↓

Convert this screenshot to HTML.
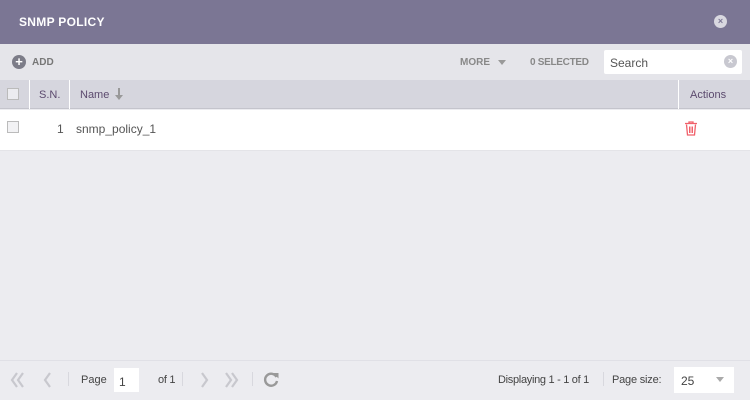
<!DOCTYPE html>
<html><head><style>
*{margin:0;padding:0;box-sizing:border-box}
body{width:750px;height:400px;overflow:hidden;background:#ececf0;font-family:"Liberation Sans",sans-serif;position:relative}
.a{position:absolute}
</style></head><body>
<div class="a" style="left:0;top:0;width:750px;height:44px;background:#7b7694"></div>
<div class="a" style="left:19px;top:15px;color:#fff;font-size:12px;font-weight:bold;letter-spacing:0.3px">SNMP POLICY</div>
<div class="a" style="left:714px;top:15px;width:13px;height:13px;border-radius:50%;background:#d9d8e0;color:#7b7694;font-size:9px;line-height:13px;text-align:center;font-weight:bold">×</div>
<div class="a" style="left:0;top:44px;width:750px;height:36px;background:#e5e5ea"></div>
<div class="a" style="left:12px;top:55px;width:14px;height:14px;border-radius:50%;background:#7c7c88;color:#fff;font-size:13px;line-height:14px;text-align:center;font-weight:bold">+</div>
<div class="a" style="left:32px;top:57px;color:#777;font-size:10px;font-weight:bold">ADD</div>
<div class="a" style="left:460px;top:57px;color:#888;font-size:10px;font-weight:bold">MORE</div>
<div class="a" style="left:498px;top:60px;border-left:4px solid transparent;border-right:4px solid transparent;border-top:5px solid #999"></div>
<div class="a" style="left:530px;top:57px;color:#888;font-size:10px;font-weight:bold;letter-spacing:-0.3px">0 SELECTED</div>
<div class="a" style="left:604px;top:50px;width:138px;height:24px;background:#fff;border-radius:2px"></div>
<div class="a" style="left:610px;top:56px;color:#555;font-size:12px">Search</div>
<div class="a" style="left:724px;top:55px;width:13px;height:13px;border-radius:50%;background:#c8c8d0;color:#fff;font-size:9px;line-height:13px;text-align:center;font-weight:bold">×</div>
<div class="a" style="left:0;top:80px;width:750px;height:29px;background:#d6d6de;border-bottom:1px solid #c4c4cc"></div>
<div class="a" style="left:29px;top:80px;width:1px;height:29px;background:#fff"></div>
<div class="a" style="left:69px;top:80px;width:1px;height:29px;background:#fff"></div>
<div class="a" style="left:678px;top:80px;width:1px;height:29px;background:#fff"></div>
<div class="a" style="left:7px;top:88px;width:12px;height:12px;border:1px solid #bbb;background:#ececf0"></div>
<div class="a" style="left:39px;top:89px;color:#5c4a6e;font-size:11px">S.N.</div>
<div class="a" style="left:80px;top:89px;color:#5c4a6e;font-size:11px">Name</div>
<svg class="a" style="left:114px;top:88px" width="10" height="13" viewBox="0 0 10 13"><path d="M5 0v9" stroke="#999" stroke-width="2"/><path d="M1 7l4 5 4-5z" fill="#999"/></svg>
<div class="a" style="left:690px;top:89px;color:#5c4a6e;font-size:11px">Actions</div>
<div class="a" style="left:0;top:110px;width:750px;height:41px;background:#fff;border-bottom:1px solid #e4e4e8"></div>
<div class="a" style="left:7px;top:121px;width:12px;height:12px;border:1px solid #bbb;background:#f2f2f4"></div>
<div class="a" style="left:57px;top:122px;color:#555;font-size:12px">1</div>
<div class="a" style="left:76px;top:122px;color:#555;font-size:12px">snmp_policy_1</div>
<svg class="a" style="left:684px;top:121px" width="14" height="15" viewBox="0 0 14 15"><path d="M1 2.5h12M5 2.5V1h4v1.5M2.5 3.5l1 10.5h7l1-10.5" fill="none" stroke="#f0606a" stroke-width="1.3"/><path d="M5.5 5.5v6.5M7 5.5v6.5M8.5 5.5v6.5" stroke="#f0606a" stroke-width="1"/></svg>
<div class="a" style="left:0;top:360px;width:750px;height:1px;background:#e0e0e6"></div>
<svg class="a" style="left:10px;top:372px" width="250" height="16" viewBox="0 0 250 16" fill="none" stroke="#c8c8ce" stroke-width="2.2">
<path d="M7 1L2 8l5 7M13 1L8 8l5 7"/>
<path d="M40 1l-5 7 5 7"/>
<path d="M192 1l5 7-5 7"/>
<path d="M216 1l5 7-5 7M222 1l5 7-5 7"/>
</svg>
<div class="a" style="left:68px;top:372px;width:1px;height:14px;background:#d8d8de"></div>
<div class="a" style="left:81px;top:374px;color:#444;font-size:11px">Page</div>
<div class="a" style="left:114px;top:368px;width:25px;height:24px;background:#fff"></div>
<div class="a" style="left:119px;top:375px;color:#444;font-size:12px">1</div>
<div class="a" style="left:158px;top:374px;color:#444;font-size:11px;letter-spacing:-0.3px">of 1</div>
<div class="a" style="left:182px;top:372px;width:1px;height:14px;background:#d8d8de"></div>
<div class="a" style="left:252px;top:372px;width:1px;height:14px;background:#d8d8de"></div>
<svg class="a" style="left:263px;top:371px" width="17" height="17" viewBox="0 0 17 17"><path d="M13.5 6A6 6 0 1 0 14 10" fill="none" stroke="#999" stroke-width="2.4"/><path d="M10 2l5.5 0 0 5.5z" fill="#999"/></svg>
<div class="a" style="left:498px;top:374px;color:#444;font-size:11px;letter-spacing:-0.3px">Displaying 1 - 1 of 1</div>
<div class="a" style="left:603px;top:372px;width:1px;height:14px;background:#d8d8de"></div>
<div class="a" style="left:612px;top:374px;color:#444;font-size:11px;letter-spacing:-0.2px">Page size:</div>
<div class="a" style="left:674px;top:367px;width:60px;height:26px;background:#fff"></div>
<div class="a" style="left:681px;top:374px;color:#444;font-size:12px">25</div>
<div class="a" style="left:716px;top:377px;border-left:4px solid transparent;border-right:4px solid transparent;border-top:5px solid #aaa"></div>
</body></html>
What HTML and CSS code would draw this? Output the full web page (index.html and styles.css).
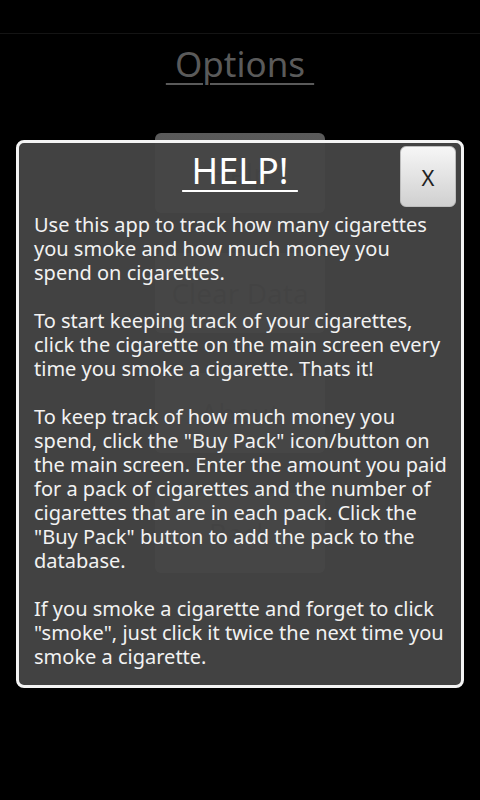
FILE: index.html
```html
<!DOCTYPE html>
<html>
<head>
<meta charset="utf-8">
<link rel="stylesheet" href="styles.css">
</head>
<body>
<div class="screen">
  <div class="statusline"></div>
  <h1 class="title">&nbsp;Options&nbsp;</h1>
  <div class="menu">
    <div class="menu-btn">Help</div>
    <div class="menu-btn">Clear Data</div>
    <div class="menu-btn">About</div>
    <div class="menu-btn">Back</div>
  </div>

  <div class="dialog">
    <div class="dialog-head">
      <h2 class="dialog-title">&nbsp;HELP!&nbsp;</h2>
      <div class="close-btn">X</div>
    </div>
    <div class="dialog-body">
      <p>Use this app to track how many cigarettes you smoke and how much money you spend on cigarettes.</p>
      <p>To start keeping track of your cigarettes, click the cigarette on the main screen every time you smoke a cigarette. Thats it!</p>
      <p>To keep track of how much money you spend, click the "Buy Pack" icon/button on the main screen. Enter the amount you paid for a pack of cigarettes and the number of cigarettes that are in each pack. Click the "Buy Pack" button to add the pack to the database.</p>
      <p>If you smoke a cigarette and forget to click "smoke", just click it twice the next time you smoke a cigarette.</p>
    </div>
  </div>
</div>
</body>
</html>
```

FILE: styles.css
```css
html, body {
  margin: 0;
  padding: 0;
  background: #000;
}
body {
  font-family: "Noto Sans", "Open Sans", sans-serif;
}
.screen {
  position: relative;
  width: 480px;
  height: 800px;
  overflow: hidden;
  background: #000;
}
.statusline {
  height: 34px;
  border-bottom: 1px solid #141414;
  box-sizing: border-box;
}
.title {
  margin: 8px 0 0;
  text-align: center;
  font-weight: normal;
  font-size: 35px;
  line-height: 44px;
  color: #5a5a5a;
  text-decoration: underline;
  text-decoration-thickness: 2px;
  text-underline-offset: 6px;
}
.menu {
  display: flex;
  flex-direction: column;
  align-items: center;
  gap: 40px;
  margin-top: 47px;
}
.menu-btn {
  width: 170px;
  height: 80px;
  border-radius: 6px;
  background: linear-gradient(#5a5a5a, #545454);
  color: #1e1e1e;
  font-size: 28px;
  display: flex;
  align-items: center;
  justify-content: center;
}
.dialog {
  position: absolute;
  left: 16px;
  top: 140px;
  width: 448px;
  height: 548px;
  box-sizing: border-box;
  border: 3px solid #f4f4f4;
  border-radius: 8px;
  background: rgba(70, 70, 70, 0.95);
  display: flex;
  flex-direction: column;
  overflow: hidden;
}
.dialog-head {
  position: relative;
  display: flex;
  justify-content: center;
  height: 70px;
  flex-shrink: 0;
}
.dialog-title {
  margin: 6px 0 0;
  font-weight: normal;
  font-size: 36px;
  line-height: 44px;
  color: #fff;
  text-decoration: underline;
  text-decoration-thickness: 2px;
  text-underline-offset: 6px;
}
.close-btn {
  position: absolute;
  right: 5px;
  top: 3px;
  width: 56px;
  height: 61px;
  box-sizing: border-box;
  border-radius: 6px;
  background: linear-gradient(#f6f6f6, #d0d0d0);
  border: 1px solid #bdbdbd;
  color: #222;
  font-size: 22px;
  display: flex;
  align-items: center;
  justify-content: center;
}
.dialog-body {
  padding: 0 14px 0 15px;
  color: #f2f2f2;
  font-size: 20px;
  line-height: 24px;
}
.dialog-body p {
  margin: 0 0 24px;
}
```
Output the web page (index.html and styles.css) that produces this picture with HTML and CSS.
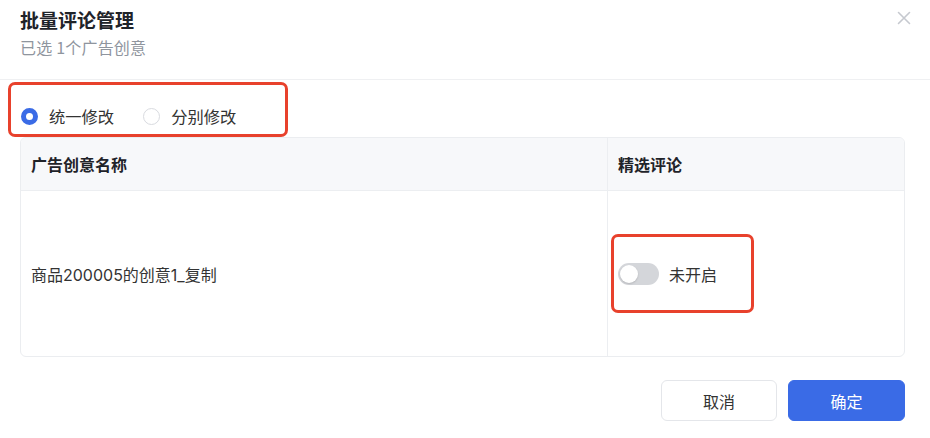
FILE: index.html
```html
<!DOCTYPE html>
<html lang="zh-CN">
<head>
<meta charset="utf-8">
<title>批量评论管理</title>
<link rel="stylesheet" href="styles.css">
</head>
<body>
<div class="dialog">
  <div class="dialog-header">
    <div class="title">批量评论管理</div>
    <div class="subtitle">已选 1个广告创意</div>
    <button class="close" aria-label="关闭">
      <svg width="14" height="14" viewBox="0 0 14 14"><path d="M1.5 1.5L12.5 12.5M12.5 1.5L1.5 12.5" stroke="#c6c9cf" stroke-width="1.6" stroke-linecap="round"/></svg>
    </button>
  </div>
  <div class="dialog-body">
    <div class="mark radio-group">
      <label class="radio checked"><span class="dot"></span><span>统一修改</span></label>
      <label class="radio"><span class="dot"></span><span>分别修改</span></label>
    </div>
    <div class="table">
      <div class="row head">
        <div class="cell c1">广告创意名称</div>
        <div class="cell c2">精选评论</div>
      </div>
      <div class="row body">
        <div class="cell c1 name">商品200005的创意1_复制</div>
        <div class="cell c2">
          <div class="mark switch-wrap">
            <span class="switch"><span class="knob"></span></span>
            <span>未开启</span>
          </div>
        </div>
      </div>
    </div>
  </div>
  <div class="dialog-footer">
    <button class="btn">取消</button>
    <button class="btn primary">确定</button>
  </div>
</div>
</body>
</html>
```

FILE: styles.css
```css
* { box-sizing: border-box; }
html, body { margin: 0; background: #fff; }
body {
  font-family: "Noto Sans CJK SC", "Noto Sans", "Liberation Sans", sans-serif;
  color: #333;
  font-size: 16px;
}
.dialog { width: 930px; height: 438px; }
.dialog-header {
  position: relative;
  padding: 8px 20px 21px;
  border-bottom: 1px solid #eff0f2;
}
.title { font-size: 19px; line-height: 24px; font-weight: 700; color: #1f2329; }
.subtitle { margin-top: 4px; font-size: 16px; line-height: 22px; color: #8f959e; letter-spacing: 0.2px; }
.close {
  position: absolute; top: 10px; right: 18px;
  border: 0; background: none; padding: 0; width: 16px; height: 16px;
  display: flex; align-items: center; justify-content: center;
}
.dialog-body { padding-top: 2px; }
.mark { border: 3px solid #e8412c; border-radius: 7px; }
.radio-group {
  margin-left: 8px; width: 280px; height: 55px;
  display: flex; align-items: flex-start; gap: 29px;
  padding: 20px 0 0 10px;
}
.radio { display: flex; align-items: center; gap: 11px; line-height: 22px; color: #333; font-size: 16.3px; }
.dot {
  width: 17px; height: 17px; border-radius: 50%;
  border: 1px solid #d9dbe0; background: #fff;
}
.radio.checked .dot { border: 5px solid #3a6be6; }
.table {
  margin: 0 25px 0 20px;
  border: 1px solid #ebedf0; border-radius: 6px; overflow: hidden;
}
.row { display: flex; }
.row.head { height: 53px; background: #f7f8fa; border-bottom: 1px solid #eceef1; font-weight: 600; color: #1f2329; }
.row.body { height: 165px; }
.cell { display: flex; align-items: center; padding-left: 10px; }
.name { font-family: "Inter", "Noto Sans CJK SC", sans-serif; font-size: 16px; }
.c1 { width: 587px; border-right: 1px solid #eceef1; }
.c2 { flex: 1; }
.row.head .c2 { padding-left: 10px; }
.row.body .c2 { padding-left: 3px; }
.switch-wrap {
  display: flex; align-items: center; gap: 10px;
  height: 79px; width: 143px; padding-left: 4px;
}
.switch {
  width: 41px; height: 22px; border-radius: 11px; background: #d4d6da;
  display: flex; align-items: center; padding-left: 2px;
}
.knob { width: 18px; height: 18px; border-radius: 50%; background: #fff; box-shadow: 0 1px 2px rgba(0,0,0,0.15); }
.dialog-footer {
  display: flex; justify-content: flex-end; gap: 11px;
  padding: 23px 25px 0 0;
}
.btn {
  width: 116px; height: 41px; border-radius: 6px;
  font-family: inherit; font-size: 16px;
  border: 1px solid #e4e6ea; background: #fff; color: #333;
}
.btn.primary { width: 117px; background: #3a6be6; border-color: #3a6be6; color: #fff; }
```
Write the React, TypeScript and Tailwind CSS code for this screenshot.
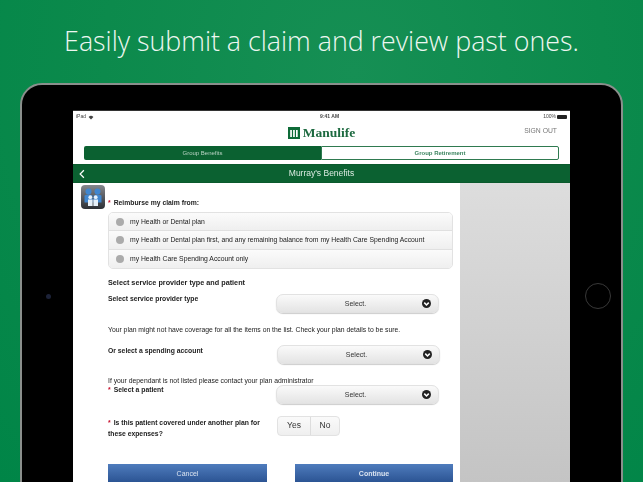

↑

▶ **What this task involves**
Pick out the lines above that hold the string "Output" and show them.

▶ **Answer to this problem**
What HTML and CSS code would draw this? Output the full web page (index.html and styles.css).
Output the web page (index.html and styles.css) that produces this picture with HTML and CSS.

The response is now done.